The ketogenic diet has been getting a lot of buzz lately, especially with all the rave reviews from celebrities. Halle Berry has been singing its praises for years, claiming it not only helps her manage her Type 2 Diabetes, but keeps her looking young, and has improved her skin and physical endurance. Some other big names that swear by the “Keto Lifestyle” are Vanessa Hudgens, Megan Fox, Kourtney Kardashian, and Adriana Lima.
So, what is a Ketogenic Diet, anyway?
In short, it’s a way of eating that makes the body use fat instead of glucose for energy. Our bodies prefer glucose for energy, which comes from carbohydrates. When sugar is missing in action in blood circulation, we start breaking down stored fat into molecules called ketone bodies, through a process called ketosis. Once ketosis is reached, most cells will use ketone bodies to make energy until carbohydrates are consumed again. The shift from using glucose to stored fat usually happens after two to four days of eating less than 20 to 50 grams of carbohydrates per-day. But this really depends on the person. For some it happens sooner, for others, later.
People usually associate carbs with bread, pasta, rice, and other obvious suspects, but even vegetables are carbohydrates, albeit containing a much smaller amount. Thus, when people claim to “not eat carbs,” it probably isn’t accurate, unless they eat no vegetables and fruit.

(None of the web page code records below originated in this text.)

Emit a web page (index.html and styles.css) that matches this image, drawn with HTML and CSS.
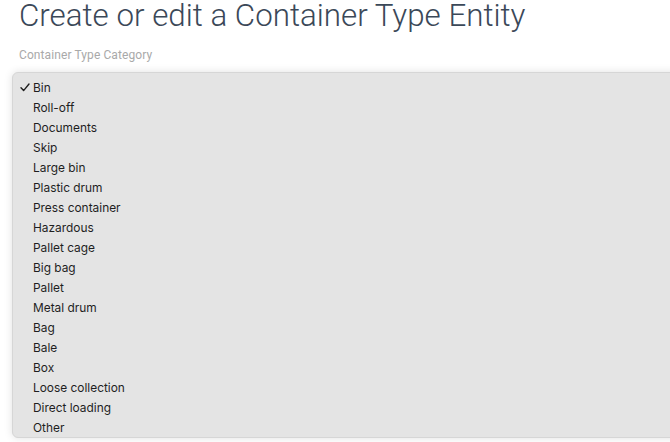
FILE: index.html
```html
<!DOCTYPE html>
<html>
<head>
<meta charset="utf-8">
<link rel="stylesheet" href="styles.css">
</head>
<body>
<div class="page">
  <h1 class="title">Create or edit a Container Type Entity</h1>
  <div class="label">Container Type Category</div>
  <div class="field-area">
    <ul class="menu">
      <li class="item selected"><span class="check"><svg width="10" height="9" viewBox="0 0 10 9"><polyline points="1,4.8 3.6,7.6 9,1" fill="none" stroke="#1f1f1f" stroke-width="1.4" stroke-linecap="round" stroke-linejoin="round"/></svg></span>Bin</li>
      <li class="item"><span class="check"></span>Roll-off</li>
      <li class="item"><span class="check"></span>Documents</li>
      <li class="item"><span class="check"></span>Skip</li>
      <li class="item"><span class="check"></span>Large bin</li>
      <li class="item"><span class="check"></span>Plastic drum</li>
      <li class="item"><span class="check"></span>Press container</li>
      <li class="item"><span class="check"></span>Hazardous</li>
      <li class="item"><span class="check"></span>Pallet cage</li>
      <li class="item"><span class="check"></span>Big bag</li>
      <li class="item"><span class="check"></span>Pallet</li>
      <li class="item"><span class="check"></span>Metal drum</li>
      <li class="item"><span class="check"></span>Bag</li>
      <li class="item"><span class="check"></span>Bale</li>
      <li class="item"><span class="check"></span>Box</li>
      <li class="item"><span class="check"></span>Loose collection</li>
      <li class="item"><span class="check"></span>Direct loading</li>
      <li class="item"><span class="check"></span>Other</li>
    </ul>
  </div>
</div>
</body>
</html>
```

FILE: styles.css
```css
html, body {
  margin: 0;
  padding: 0;
  background: #ffffff;
  overflow: hidden;
}
.page {
  width: 670px;
  height: 442px;
  overflow: hidden;
}
.title {
  margin: -2px 0 0 0;
  padding: 0 0 0 19px;
  font-family: Roboto, "Liberation Sans", sans-serif;
  font-weight: 300;
  font-size: 31.3px;
  line-height: 36px;
  color: #3b4858;
  white-space: nowrap;
}
.label {
  margin: 13px 0 0 19px;
  font-family: Roboto, "Liberation Sans", sans-serif;
  font-size: 12px;
  letter-spacing: 0.1px;
  line-height: 16px;
  color: #a9a9a9;
}
.field-area {
  position: relative;
  margin-top: 9px;
  height: 380px;
}
.menu {
  position: absolute;
  left: 12px;
  top: 0;
  width: 700px;
  margin: 0;
  padding: 4px 0 0 0;
  list-style: none;
  background: #e4e4e4;
  border: 1px solid #d6d6d6;
  border-radius: 6px;
  box-shadow: 0 0 8px rgba(0,0,0,0.12);
  box-sizing: border-box;
}
.item {
  display: flex;
  align-items: center;
  height: 20px;
  padding-left: 7px;
  font-family: Inter, "Liberation Sans", sans-serif;
  font-size: 11.9px;
  color: #1f1f1f;
}
.check {
  display: inline-flex;
  align-items: center;
  width: 13px;
}
```
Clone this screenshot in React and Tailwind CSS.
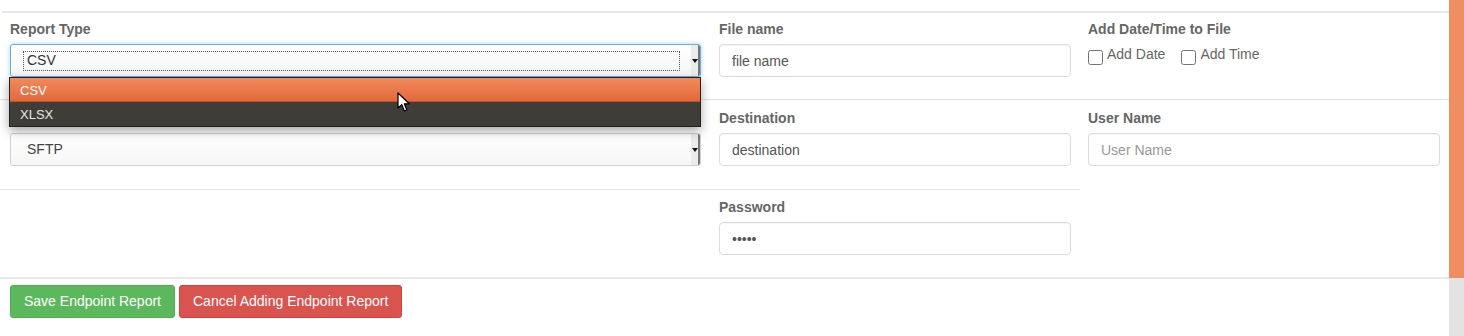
import { useState } from 'react'

function Label({ children }) {
  return <div className="h-5 mb-[5px] text-[14px] leading-5 font-bold text-[#666]">{children}</div>
}

function TextInput({ value, placeholder, type = 'text' }) {
  return (
    <input
      type={type}
      defaultValue={value}
      placeholder={placeholder}
      className="w-full h-[33px] px-3 rounded border border-[#dcdcdc] bg-white text-[14px] text-[#555] placeholder:text-[#999] outline-none shadow-[inset_0_1px_1px_rgba(0,0,0,0.04)]"
    />
  )
}

function Arrow() {
  return <div className="w-0 h-0 border-l-[3px] border-r-[3px] border-t-[4px] border-l-transparent border-r-transparent border-t-[#111]" />
}

function FakeSelect({ value, focused, children }) {
  return (
    <div
      className={
        'relative h-[33px] flex items-center rounded-[3px] bg-gradient-to-b from-white to-[#f6f6f6] ' +
        (focused
          ? 'border border-[#66afe9] shadow-[0_0_4px_rgba(102,175,233,0.6)]'
          : 'border border-[#d0d0d0]')
      }
    >
      {focused ? (
        <div className="ml-3 flex-1 mr-[20px] h-[20px] border border-dotted border-[#555] flex items-center pl-[3px] text-[14px] text-[#333]">
          {value}
        </div>
      ) : (
        <div className="ml-4 flex-1 text-[14px] text-[#444]">{value}</div>
      )}
      <div className="absolute right-0 top-0 bottom-0 w-[9px] flex items-center justify-center border-r-2 border-[#777] bg-[#ececec] rounded-r-[2px]">
        <Arrow />
      </div>
      {children}
    </div>
  )
}

function Cursor() {
  return (
    <svg className="absolute z-30 left-[397px] top-[92px]" width="14" height="21" viewBox="0 0 14 21">
      <path d="M1 1 L1 16 L4.8 12.6 L7.3 19 L9.8 18 L7.3 11.8 L12.3 11.8 Z" fill="#fff" stroke="#000" strokeWidth="1.2" strokeLinejoin="round" />
    </svg>
  )
}

export default function App() {
  const [addDate, setAddDate] = useState(false)
  const [addTime, setAddTime] = useState(false)

  return (
    <div className="relative flex w-full h-[336px] bg-white overflow-hidden" style={{ fontFamily: '"Liberation Sans", Arial, sans-serif' }}>
      <div className="flex-1 flex flex-col">
        <div className="h-[11px]" />
        <div className="ml-[2px] border-t-2 border-[#e8e8e8]" />

        {/* Row 1 */}
        <div className="flex pl-[10px] pt-[6px] h-[86px]">
          <div className="w-[691px] relative z-10">
            <Label>Report Type</Label>
            <FakeSelect value="CSV" focused>
              <div className="absolute left-[-2px] right-[-1px] top-[32px] border border-[#222] shadow-[0_4px_10px_rgba(0,0,0,0.35)] text-[13px]">
                <div className="h-[24px] flex items-center pl-[10px] pt-[2px] text-white bg-gradient-to-b from-[#f28a5c] to-[#e3683a] border-b border-[#c0522a]">CSV</div>
                <div className="h-[24px] flex items-center pl-[10px] pt-[1px] text-[#e8e8e8] bg-[#3f3d38]">XLSX</div>
              </div>
            </FakeSelect>
          </div>
          <div className="w-[352px] ml-[18px]">
            <Label>File name</Label>
            <TextInput value="file name" />
          </div>
          <div className="w-[352px] ml-[17px]">
            <Label>Add Date/Time to File</Label>
            <div className="flex items-start gap-[16px] text-[14px] text-[#666] leading-4 mt-0">
              <label className="flex items-start gap-[4px] cursor-pointer">
                <input type="checkbox" checked={addDate} onChange={() => setAddDate(!addDate)} className="mt-[6px] w-[15px] h-[15px] accent-[#888]" />
                <span className="mt-[2px]">Add Date</span>
              </label>
              <label className="flex items-start gap-[4px] cursor-pointer">
                <input type="checkbox" checked={addTime} onChange={() => setAddTime(!addTime)} className="mt-[6px] w-[15px] h-[15px] accent-[#888]" />
                <span className="mt-[2px]">Add Time</span>
              </label>
            </div>
          </div>
        </div>

        <div className="border-t border-[#e3e3e3]" />

        {/* Rows 2 and 3 */}
        <div className="flex">
          <div className="w-[1080px]">
            <div className="flex pl-[10px] pt-[8px] h-[89px]">
              <div className="w-[691px]">
                <div className="h-5 mb-[5px]" />
                <FakeSelect value="SFTP" />
              </div>
              <div className="w-[352px] ml-[18px]">
                <Label>Destination</Label>
                <TextInput value="destination" />
              </div>
            </div>
            <div className="border-t border-[#e3e3e3]" />
            <div className="flex pl-[10px] pt-[7px] h-[87px]">
              <div className="w-[691px]" />
              <div className="w-[352px] ml-[18px]">
                <Label>Password</Label>
                <TextInput type="password" value="admin" />
              </div>
            </div>
          </div>
          <div className="w-[352px] ml-[8px] pt-[8px]">
            <Label>User Name</Label>
            <TextInput placeholder="User Name" />
          </div>
        </div>

        <div className="border-t-2 border-[#e8e8e8]" />

        <div className="flex gap-[4px] pl-[10px] pt-[6px]">
          <button className="h-[33px] px-[13px] rounded-[3px] bg-[#5cb85c] border border-[#4cae4c] text-white text-[14px]">Save Endpoint Report</button>
          <button className="h-[33px] px-[13px] rounded-[3px] bg-[#d9534f] border border-[#d43f3a] text-white text-[14px]">Cancel Adding Endpoint Report</button>
        </div>
      </div>

      <div className="w-[15px] flex flex-col">
        <div className="h-[278px] bg-[#ef8d63]" />
        <div className="flex-1 bg-[#e3e3e3]" />
      </div>

      <Cursor />
    </div>
  )
}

Besides severely limiting carb-intake, a ketogenic diet usually includes moderate protein consumption, and a higher intake of fat. A person can enjoy meats, eggs, dairy, fish, nuts, oils, seeds, and fibrous vegetables (but limited starchy vegetables, like sweet potatoes. Some people even avoid carrots!).
Weight loss is the primary reason for trying the ketogenic diet, and some research does show that people lose weight faster eating less carbs than traditional calorie counting or low-fat diets. However, the difference in weight loss seems to disappear over time.
Keto-cycling: a better option?
Similar to “carb cycling,” a keto-cycling approach is less rigid than the ketogenic diet. Typically, it involves switching up your macronutrient distribution with a mix of moderate carbohydrate days (about 100-150 grams per-day) and low carbohydrate days (less than 50 grams per-day) incorporated throughout the week. For example, you might opt for 3-4 moderate carbohydrate days and 3-4 ketogenic days. The key is maintaining a moderate protein intake (1 gram of protein per-kilogram of body weight, or 15-30 percent of daily food intake) and high fat (60-70 percent of daily food intake), regardless of whether it’s a moderate or low carb day. This is because when we consume more protein than our body needs, some amino acids from the protein will be turned into glucose through a process called gluconeogenesis—our bodies are very smart and will try to make glucose any way they can!
Who should try keto-cycling?
The keto-cycling approach might be a good option for athletic people who want to reap some of the proposed benefits of a low carbohydrate diet without sacrificing physical performance or endurance. In this sense, the fit person would time their carbohydrate intake before and after exercise when their bodies are more insulin sensitive, and need the extra energy. They would then eat less carbs on the days they’re not training.
This sounds so complicated. Is there a simpler way?
Yes, keto/carb-cycling is very complicated and requires a lot planning, commitment and daily tracking. So much that it might seem easier to stick to ketogenic all the time, right?!
A less complicated approach that many personal trainers/fitness professionals support is macro cycling.
Macro cycling — what’s that?
Macro cycling involves dialing in your macronutrients and using the same ratio of fat, protein, carbohydrates and calories for a two week period, then switching up the ratios for another two weeks, and so on.
There are no foods to omit, or other complicated formulas. The only requirement is ensuring that during each cycle you stick to the same macronutrient ratios.
The idea is that by the time you start to get “bored” or your body adapts, you are switching things up and eating different foods, which keeps your body “guessing” and you from feeling deprived.
What are the benefits to macro cycling?
Critics of keto cycling argue that getting caught up in the minutia of tracking can evolve into rigid rules. This restrictive approach to food and life can literally drive a person bananas, and remove joy from the experience of eating.
There are people who need to ensure adequate intake of macronutrients, such as athletes and fitness professionals because their performance—and livelihood—depend on it. In this instance, a system of tracking that allows some wiggle room for being “human” and enjoying a burger with the bun, can be a benefit.
And of course, there is the problem with judging portion sizes. The average person has a hard time knowing how much they should be eating of a particular food group. Macro cycling could be helpful for those interested in understanding how much food they need versus how much they’re actually eating, and build a healthy and balanced plan around that.
So, carb cycling or macro cycling?
It ultimately comes down to personal preference. Each approach requires at least some element of food tracking, portion awareness and planning. Some people feel better with a low-to-moderate carbohydrate intake, while others can’t live without bread. The more important consideration is whether we’re consuming an adequate amount of nutrients based on our personal needs.
As always, an individual’s health is paramount to any “gains” or “goals,” so you should always check with your health care provider before adopting any new diet plan.